Medical Controversy: Multiple Sclerosis is a Vascular Disease?

When new unproven treatments appear I tend to think that it will be the medical profession that pushes them before they are shown to work. I keep forgetting the other side of the equation. Namely the patients.

In 1995 Elena Ravalli started suffering from the symptoms of multiple sclerosis (MS). It so happens that her husband is a professor of medicine at the University of Ferrara in Italy. He went looking for the solution to MS and came across an interesting finding. Her husband, Paolo Zamboni, went looking and found a potential link between MS and blocked veins that drain blood from the brain.

It may be that the blocked veins allow iron and other substances in the blood to cross to cerebrospinal fluid where they cause damage.

Then he performed a simple operation on his wife alongs the lines of an angioplasty. He unclogged veins and let blood flow freely. His wife hasn't had an attack since.

A couple of his scientific papers are accessible online. They do tend to have the dense titles of most scholarly medical research. For example there is Chronic cerebrospinal venous insufficiency in patients with multiple sclerosis and the only slightly more accessible The Big Idea: Iron-dependent inflammation in venous disease and proposed parallels in multiple sclerosis.

I first heard of this research in late 2009 when The Globe and Mail covered the background of his work.

With early promising results (beyond just his own wife) patients with MS have jumped on the potentially simple cure. If a quick procedure to unblock some veins can stop and possibly reverse MS that is light years beyond any previous therapy. It makes complete sense to see patients actively trying to get treatment.
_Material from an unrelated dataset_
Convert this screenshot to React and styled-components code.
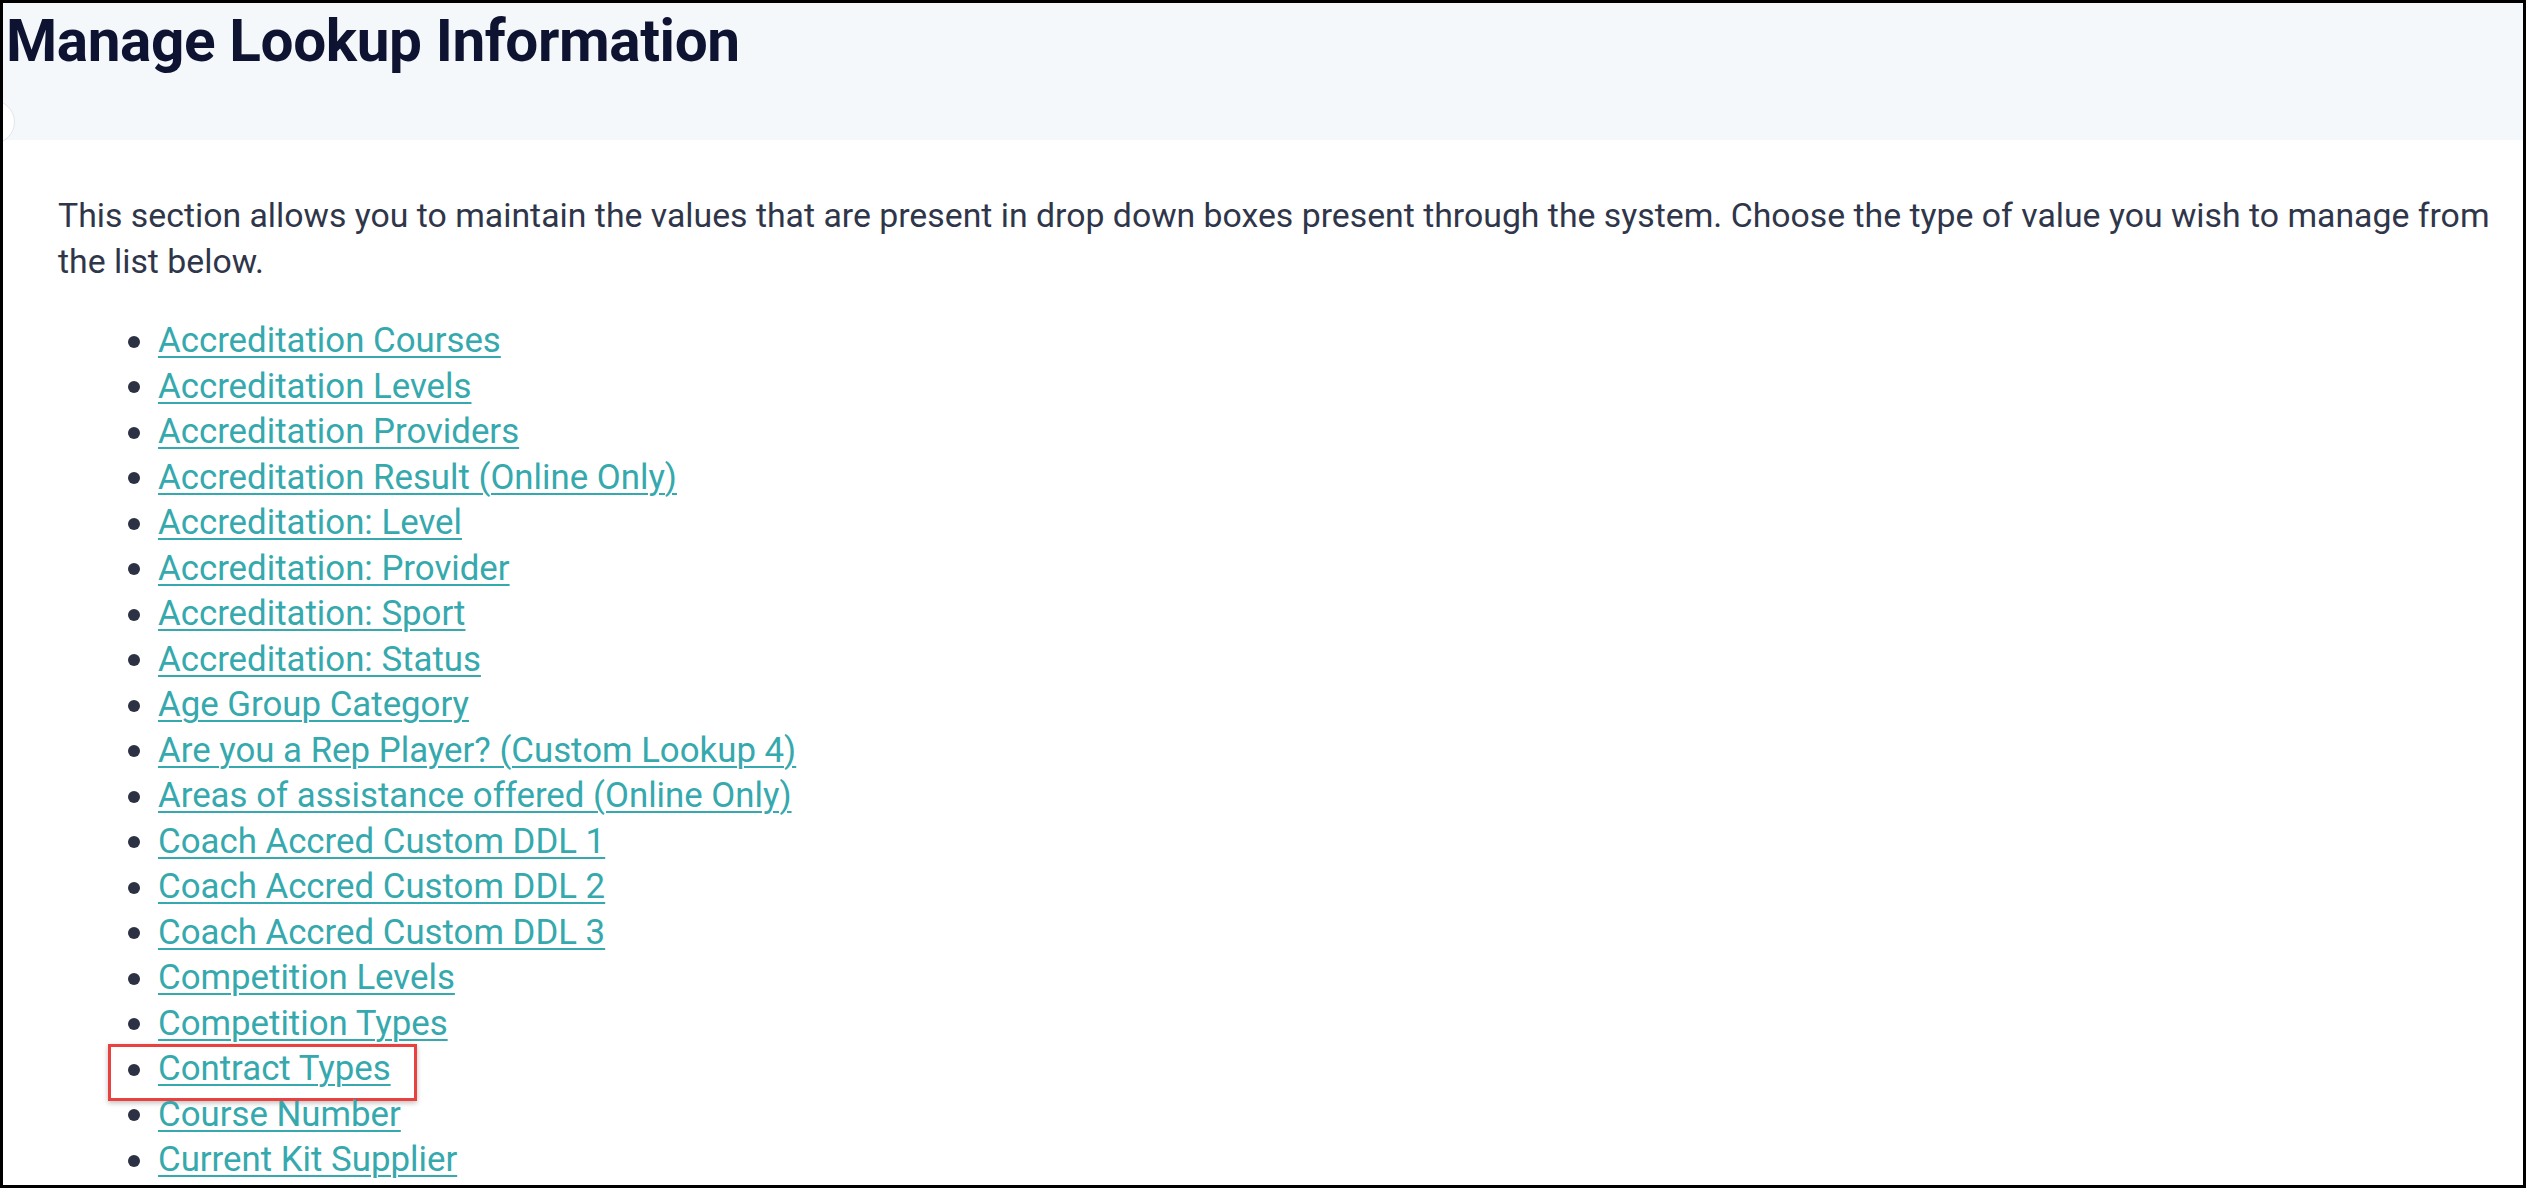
import React from "react"
import styled, { createGlobalStyle } from "styled-components"

const lookups = [
  "Accreditation Courses",
  "Accreditation Levels",
  "Accreditation Providers",
  "Accreditation Result (Online Only)",
  "Accreditation: Level",
  "Accreditation: Provider",
  "Accreditation: Sport",
  "Accreditation: Status",
  "Age Group Category",
  "Are you a Rep Player? (Custom Lookup 4)",
  "Areas of assistance offered (Online Only)",
  "Coach Accred Custom DDL 1",
  "Coach Accred Custom DDL 2",
  "Coach Accred Custom DDL 3",
  "Competition Levels",
  "Competition Types",
  "Contract Types",
  "Course Number",
  "Current Kit Supplier",
]

const GlobalStyle = createGlobalStyle`
  html, body {
    margin: 0;
    padding: 0;
    background: #fff;
  }
  body {
    font-family: Roboto, "Liberation Sans", sans-serif;
  }
`

// page layout
const App = () => {
  return (
    <>
      <GlobalStyle />
      <Frame>
        <Header>
          <Title>Manage Lookup Information</Title>
        </Header>
        <Toggle />
        <Content>
          <Intro>
            This section allows you to maintain the values that are present in drop down boxes present
            through the system. Choose the type of value you wish to manage from the list below.
          </Intro>
          <List>
            {lookups.map((item, index) => (
              <Item key={index}>
                <LinkWrap>
                  <ItemLink href="#">{item}</ItemLink>
                  {item === "Contract Types" && <Highlight />}
                </LinkWrap>
              </Item>
            ))}
          </List>
        </Content>
      </Frame>
    </>
  )
}

export default App

const Frame = styled.div`
  position: relative;
  width: 2526px;
  height: 1188px;
  box-sizing: border-box;
  border: 3px solid #000;
  overflow: hidden;
  background: #fff;
`

const Header = styled.header`
  height: 137px;
  background: #f5f8fb;
  padding: 3px 0 0 3px;
  box-sizing: border-box;
`

const Title = styled.h1`
  margin: 0;
  font-family: Roboto, "Liberation Sans", sans-serif;
  font-weight: 700;
  font-size: 58.5px;
  line-height: 70px;
  letter-spacing: -0.4px;
  color: #0f1332;
`

const Toggle = styled.div`
  position: absolute;
  left: -32px;
  top: 97px;
  width: 42px;
  height: 42px;
  border-radius: 50%;
  border: 1px solid #e2e5ea;
  background: #fff;
`

const Content = styled.main`
  padding: 53px 4px 0 55px;
`

const Intro = styled.p`
  margin: 0;
  font-size: 33.8px;
  line-height: 46px;
  color: #30364a;
`

const List = styled.ul`
  list-style: none;
  margin: 33px 0 0;
  padding: 0 0 0 70px;
`

const Item = styled.li`
  display: flex;
  align-items: center;
  gap: 18px;
  height: 45.5px;

  &::before {
    content: "";
    width: 12px;
    height: 12px;
    border-radius: 50%;
    background: #2c3144;
    flex-shrink: 0;
    transform: translateY(1px);
  }
`

const LinkWrap = styled.span`
  position: relative;
  display: block;
  font-size: 34.8px;
  line-height: 45.5px;
  height: 45.5px;
`

const ItemLink = styled.a`
  color: #35a9ad;
  text-decoration: underline;
  text-decoration-thickness: 2px;
  text-underline-offset: 4px;
`

const Highlight = styled.span`
  position: absolute;
  left: -50px;
  right: -26px;
  top: -2px;
  bottom: -9.5px;
  border: 3px solid #e8413f;
  box-shadow: 0 2px 5px rgba(0, 0, 0, 0.25);
  pointer-events: none;
`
And this is one of those cases where the researcher himself is urging patience and caution. Zamboni himself says that doctors who are performing the procedure are acting irresponsibly but then he tempers his words saying that vascular neurologists should recommend the procedure for patients with advanced cases. Either way much more research needs to be done. But that isn't stopping patients. They are travelling to places where doctors will perform the procedure.

Put yourself in the shoes of someone with MS. There is a potentially revolutionary breakthrough that can remove MS completely with a simple surgery but it is still being researched. If the chances of side effect or complications from the surgery was low would you travel to the ends of the earth for treatment?

Most of us would if we could afford it.

To those that have a disease medical science will usually seem too slow and too cautious.